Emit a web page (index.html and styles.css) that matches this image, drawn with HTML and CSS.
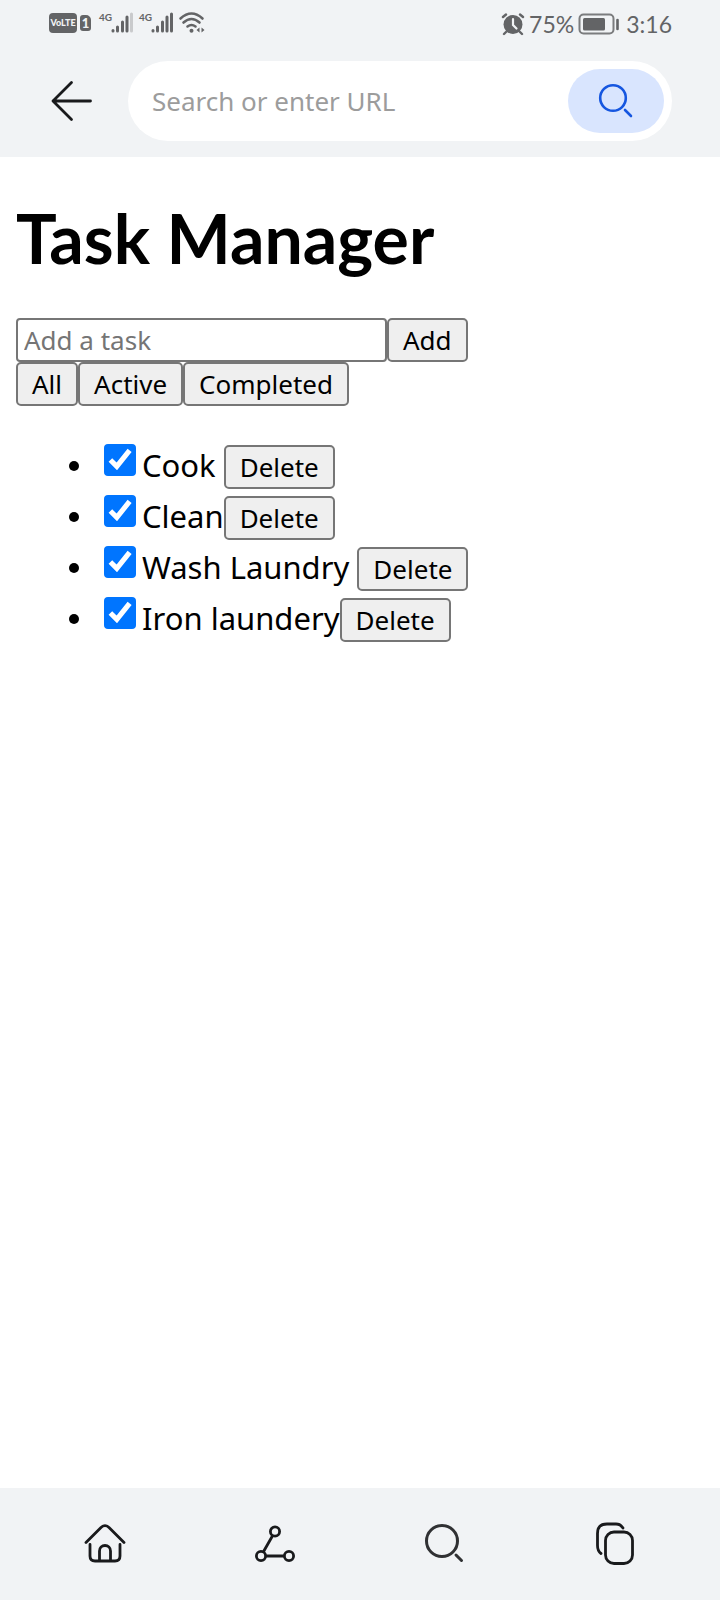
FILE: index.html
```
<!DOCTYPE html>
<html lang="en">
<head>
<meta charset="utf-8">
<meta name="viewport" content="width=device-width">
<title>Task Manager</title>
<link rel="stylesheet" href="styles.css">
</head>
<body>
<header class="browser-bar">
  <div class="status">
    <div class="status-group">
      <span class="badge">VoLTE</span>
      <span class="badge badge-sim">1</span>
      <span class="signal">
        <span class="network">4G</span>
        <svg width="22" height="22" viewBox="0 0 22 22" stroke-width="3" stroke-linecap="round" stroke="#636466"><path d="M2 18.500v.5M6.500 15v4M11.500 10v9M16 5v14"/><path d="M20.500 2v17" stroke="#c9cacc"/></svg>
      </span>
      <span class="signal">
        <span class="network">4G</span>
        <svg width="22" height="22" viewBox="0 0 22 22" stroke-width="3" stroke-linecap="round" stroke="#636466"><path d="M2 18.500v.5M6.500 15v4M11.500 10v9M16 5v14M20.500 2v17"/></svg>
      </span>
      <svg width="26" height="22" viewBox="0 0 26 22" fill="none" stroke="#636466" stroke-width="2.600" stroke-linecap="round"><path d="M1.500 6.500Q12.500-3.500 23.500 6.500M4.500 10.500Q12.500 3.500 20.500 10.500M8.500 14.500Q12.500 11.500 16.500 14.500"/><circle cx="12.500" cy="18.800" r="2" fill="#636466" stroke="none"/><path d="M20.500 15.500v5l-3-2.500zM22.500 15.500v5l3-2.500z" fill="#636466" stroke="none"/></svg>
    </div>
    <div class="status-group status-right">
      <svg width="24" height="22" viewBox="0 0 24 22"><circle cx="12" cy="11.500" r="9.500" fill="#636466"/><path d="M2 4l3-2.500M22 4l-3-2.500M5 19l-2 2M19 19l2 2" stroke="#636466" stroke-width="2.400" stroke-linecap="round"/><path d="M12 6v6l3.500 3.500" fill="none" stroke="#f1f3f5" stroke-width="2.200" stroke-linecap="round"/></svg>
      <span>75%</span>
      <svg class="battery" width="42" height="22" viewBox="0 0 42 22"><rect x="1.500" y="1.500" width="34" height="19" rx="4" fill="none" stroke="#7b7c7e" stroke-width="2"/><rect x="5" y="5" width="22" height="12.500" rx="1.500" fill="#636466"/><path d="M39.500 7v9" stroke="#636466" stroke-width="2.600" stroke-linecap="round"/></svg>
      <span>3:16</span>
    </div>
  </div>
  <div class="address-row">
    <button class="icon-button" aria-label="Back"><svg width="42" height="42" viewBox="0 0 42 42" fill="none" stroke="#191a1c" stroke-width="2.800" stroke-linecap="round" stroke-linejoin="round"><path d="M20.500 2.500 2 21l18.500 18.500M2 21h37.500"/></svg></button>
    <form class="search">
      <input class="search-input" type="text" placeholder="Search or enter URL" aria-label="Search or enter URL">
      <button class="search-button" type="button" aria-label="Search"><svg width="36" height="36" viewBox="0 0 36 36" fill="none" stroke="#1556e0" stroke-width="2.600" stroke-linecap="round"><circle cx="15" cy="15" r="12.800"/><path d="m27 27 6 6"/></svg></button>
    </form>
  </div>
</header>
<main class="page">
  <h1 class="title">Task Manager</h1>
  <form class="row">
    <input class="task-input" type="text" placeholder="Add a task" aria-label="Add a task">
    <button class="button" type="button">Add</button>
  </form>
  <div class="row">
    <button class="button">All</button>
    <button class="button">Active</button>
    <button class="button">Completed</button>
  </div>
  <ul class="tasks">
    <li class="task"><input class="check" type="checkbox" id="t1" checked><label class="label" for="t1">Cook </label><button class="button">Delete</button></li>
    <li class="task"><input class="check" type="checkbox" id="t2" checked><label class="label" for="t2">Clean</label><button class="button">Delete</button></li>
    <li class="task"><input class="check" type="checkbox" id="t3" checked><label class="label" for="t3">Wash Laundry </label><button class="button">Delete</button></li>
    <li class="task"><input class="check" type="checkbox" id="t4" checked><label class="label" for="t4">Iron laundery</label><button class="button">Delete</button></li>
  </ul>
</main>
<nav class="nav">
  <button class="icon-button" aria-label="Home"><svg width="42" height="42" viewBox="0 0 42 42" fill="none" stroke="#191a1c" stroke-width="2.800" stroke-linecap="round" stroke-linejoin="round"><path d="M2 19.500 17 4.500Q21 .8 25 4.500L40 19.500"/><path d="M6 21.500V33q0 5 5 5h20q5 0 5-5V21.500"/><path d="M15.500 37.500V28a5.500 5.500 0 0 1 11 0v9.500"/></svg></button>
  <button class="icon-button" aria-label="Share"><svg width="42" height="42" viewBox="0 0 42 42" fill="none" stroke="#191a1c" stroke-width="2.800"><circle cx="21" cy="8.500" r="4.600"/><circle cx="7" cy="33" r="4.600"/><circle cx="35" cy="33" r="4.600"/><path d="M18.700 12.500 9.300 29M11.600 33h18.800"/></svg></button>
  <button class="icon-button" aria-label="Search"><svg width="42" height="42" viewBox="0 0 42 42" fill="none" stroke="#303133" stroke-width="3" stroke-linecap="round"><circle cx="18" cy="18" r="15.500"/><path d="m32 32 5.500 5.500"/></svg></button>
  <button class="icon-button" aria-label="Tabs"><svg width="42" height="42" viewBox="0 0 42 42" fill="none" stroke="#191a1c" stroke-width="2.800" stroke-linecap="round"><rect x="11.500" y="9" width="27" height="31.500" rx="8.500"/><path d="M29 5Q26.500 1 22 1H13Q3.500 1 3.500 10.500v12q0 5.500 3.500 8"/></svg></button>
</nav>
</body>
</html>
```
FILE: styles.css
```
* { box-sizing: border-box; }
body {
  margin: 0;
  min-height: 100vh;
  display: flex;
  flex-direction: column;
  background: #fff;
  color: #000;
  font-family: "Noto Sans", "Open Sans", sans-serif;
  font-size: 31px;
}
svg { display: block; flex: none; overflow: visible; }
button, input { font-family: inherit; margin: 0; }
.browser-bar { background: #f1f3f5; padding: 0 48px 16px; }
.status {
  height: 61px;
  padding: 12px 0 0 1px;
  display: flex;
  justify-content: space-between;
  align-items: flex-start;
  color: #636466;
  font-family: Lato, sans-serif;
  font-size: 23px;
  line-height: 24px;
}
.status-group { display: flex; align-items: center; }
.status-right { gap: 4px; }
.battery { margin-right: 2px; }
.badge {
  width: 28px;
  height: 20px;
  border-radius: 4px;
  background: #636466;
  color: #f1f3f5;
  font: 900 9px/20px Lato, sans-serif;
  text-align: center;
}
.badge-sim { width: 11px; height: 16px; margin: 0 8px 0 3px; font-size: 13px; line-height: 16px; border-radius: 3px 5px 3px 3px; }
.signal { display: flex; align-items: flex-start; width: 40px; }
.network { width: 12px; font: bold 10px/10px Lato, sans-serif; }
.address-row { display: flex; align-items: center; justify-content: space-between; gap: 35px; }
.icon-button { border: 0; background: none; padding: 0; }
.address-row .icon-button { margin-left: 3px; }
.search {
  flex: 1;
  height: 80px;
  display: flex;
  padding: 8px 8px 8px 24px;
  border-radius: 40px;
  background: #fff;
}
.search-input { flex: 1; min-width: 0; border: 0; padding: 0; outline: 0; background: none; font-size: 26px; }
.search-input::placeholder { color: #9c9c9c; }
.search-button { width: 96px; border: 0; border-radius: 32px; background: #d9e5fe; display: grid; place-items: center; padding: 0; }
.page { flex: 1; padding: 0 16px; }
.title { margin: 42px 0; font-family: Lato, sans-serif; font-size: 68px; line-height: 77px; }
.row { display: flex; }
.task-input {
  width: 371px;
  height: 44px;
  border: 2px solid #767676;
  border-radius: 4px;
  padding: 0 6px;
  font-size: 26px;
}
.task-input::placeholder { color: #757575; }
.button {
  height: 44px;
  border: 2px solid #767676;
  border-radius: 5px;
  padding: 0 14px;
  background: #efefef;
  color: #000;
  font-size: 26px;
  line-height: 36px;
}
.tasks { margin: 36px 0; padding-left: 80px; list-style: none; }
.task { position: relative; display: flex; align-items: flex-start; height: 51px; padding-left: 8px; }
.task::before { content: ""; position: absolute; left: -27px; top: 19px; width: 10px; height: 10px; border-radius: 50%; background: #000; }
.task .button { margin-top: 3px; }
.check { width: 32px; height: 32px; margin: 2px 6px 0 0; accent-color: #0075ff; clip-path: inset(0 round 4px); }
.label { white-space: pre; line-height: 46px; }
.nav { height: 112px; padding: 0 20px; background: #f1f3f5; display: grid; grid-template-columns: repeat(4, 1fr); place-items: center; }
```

****************

## Job
Find all the lines containing "html" in the material, then copy them.

## Solved problem
Emit a web page (index.html and styles.css) that matches this image, drawn with HTML and CSS.
FILE: index.html
<!DOCTYPE html>
<html lang="en">
</html>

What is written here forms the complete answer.